We decided to take the road called “Going to the Sun Highway”¸ We drove up to the entrance with the trailer in tow and the Ranger told us that we couldn’t take the trailer because there was a lot of snow on the road. So, we went back to the campground and signed in for one more night. After we got the trailer settled, we went back to the entrance and this time we could go through. Lucky for me that we were on the inner side of the road as the roads were half covered with snow and banked high on our side, but near the edge on the other side going East. We were driving west and I think it was about 31 miles one-way. When we arrived at the West End, we took out a map and decided to drive on the level back to St Mary’s. That road wasn’t very good, rough and full of potholes, but it wasn’t on the edge of the big cliff. Before we got back to camp, it rained so hard we could hardly see, but thankful that we got back okay.
It never stopped raining all night, but it looked like it was going to be a good day. Van went out to hitch up the trailer and he was having a terrible time. It was so muddy he kept slipping and the truck wouldn’t hitch up. When the office saw what he was doing they sent someone down to tell us that no one could leave because the rain had damaged and closed both bridges on both side of the camp. The phones were also down and the whole area was flooded because the rain had melted a lot of snow and made matters worse. The little gift shop was also flooded again.
We had no problem, we weren’t in any hurry to go anywhere, but the tenters who were just there for the weekend had to be back at work, and several people were to be on jury duty and were very concerned. Not only that, a lot of the campers and tenters who just came for the weekend had food and supplies just for that. The Boy Scouts had a camp not too far from us and since the boys would not be able to come, they had loads of bread and milk that could be shared for the group. Then, the manager suggested that all the RV campers make potluck dishes to share which we did.
Finally, the manager received word from the outside, that nothing could be done and we would not be able to leave for a week. All the roads on the outside were damaged or flooded. So everyone kept sharing potluck dishes and sandwiches and milk.
This was June 19th summer and it was cold and wet. We didn’t have anything to worry about yet, but we had no idea when we would get out. Finally word came though that on Sunday, the Indians would come through with a big tractor and make a road out of the campground through the park. Anyone who wanted to leave were to get in line and follow the tractor. Another couple agreed with us, to stay. It was after four in the afternoon and where would you go when you got out. We weren’t familiar with the roads. Forty RV units and private cars lined up to go. It was way after five when the last one left. We told the manager, we rather wait and see what happens. We stayed about three more days when he told us that they were not going to fix the bridge and that he would pull us out to the park road with his tractor.

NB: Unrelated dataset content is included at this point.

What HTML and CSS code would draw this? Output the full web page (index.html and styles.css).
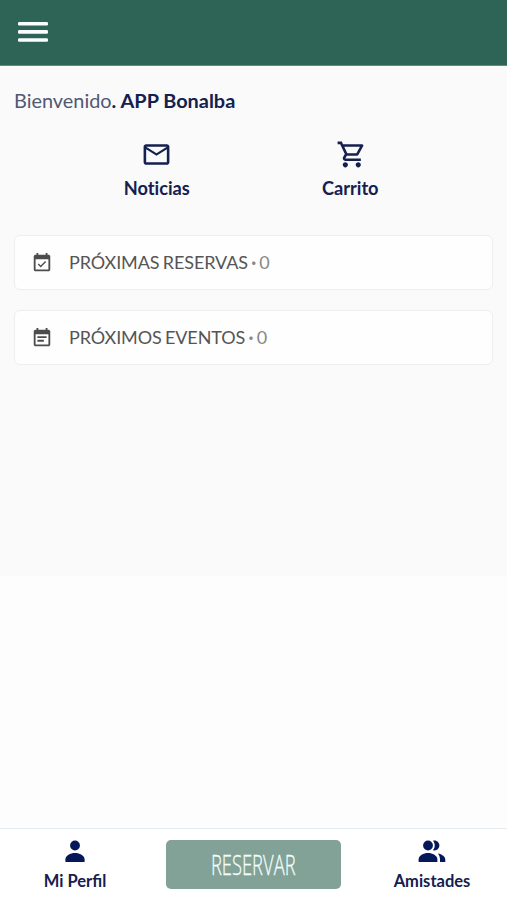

I was told that the town was named St.Mary’s because the mountain had a rock section that looked like St. Mary. I looked all week for it and couldn’t find it, but the morning we were leaving, I leaned on the fence and looked up to the mountain and there she was as clear as could be. Side few with hands clasped together, I was so grateful and pleased. But now, it was time to leave.
So we both hooked up and got ready to go. We had Sandy, the dog, with us, and she wasn’t any troubled, but she didn’t know what was going on. The manager pulled us across the creek first and I was praying very quietly to myself, but Van said by the time we crossed the creek, I was yelling and Sandy was getting all upset. I was so afraid that we would stall, but we got across and moved further on so the other couple would have room.
When we finally reached the highway, we really puzzled about which way to go. We headed south then east, and we were getting all kind of help from the truckers over the CB. They told which roads to avoid and which ones to take.
We stayed overnight at Shelby, MT and the next day stayed at the KOA in Helena, MT and had shocks and a grease job and oil change while we were there. The roads at times were pretty rough. We left the Ebys and went on to our next stop just outside of Yellowstone Park. The next morning we had a space at the Fishing Village in Yellowstone. We stayed two nights there, then continued on our slow journey home.
The next day we heard that Yellowstone had had a slight earthquake on that same road we were on. No damage, just some shaking. We were on our way again and stopped at Bryce Canyon. It is so colorful, pinkish, orange and very pretty. From there, we went to the North Side of the Grand Canyon. When we arrived, there were no campgrounds, lots of tenters. When we drove out, somehow we drove in a grove and it had no place to turn around. Van had a tough time trying to back the trailer out, but he did. So when we got out of the park, we went to the first campground we saw. No hookups there, we unhitched the truck then drove the truck back to see the North Grand Canyon Rim. The South Side has it beat by a mile. When we drove back to our campground, Hell’s Angels surrounded the whole area with shotguns on their motorcycles. The ranger said that they were no problem. That they came every Fourth of July for a big meeting and they park on some private property half way towards the park. They stay a few days, and then move on. Sometimes they have a brawl, and the rangers don’t interfere, just let them handle everything themselves.
We decided to leave the next morning, as we didn’t know how long they would be staying and we didn’t want them catching up to us on the highway. So we left early and arrived in Las Vegas early and signed up for 3 nights. We saw several shows starring Glen Campbell, Connie Stevens and the Lennon Sisters.
It was very hot in Las Vegas and we had the dog, Sandy, with us. The campground put some sort of air conditioning system, which was an inflated tube, and they secured it over the roof vent and it blew cool air into the rig. So Sandy should be comfortable. But we stayed away too long and she got hungry so she somehow managed to open a Tupperware container that had cookies in them and ate them, all but one. We enjoyed our visit in Las Vegas but it was time to go home.
Since the year 1975 wasn’t over as yet we continued traveling monthly with our two RV clubs. We were wagonmaster for the Mission Bells at the Christmas Outing. And Phyllis always had some interesting craft for the ladies to work on. The men just gabbed. We always played card games and other kinds of games in the afternoon. We kept pretty busy at the outings and really enjoy some of the campgrounds. It was the friendship that we enjoyed the most.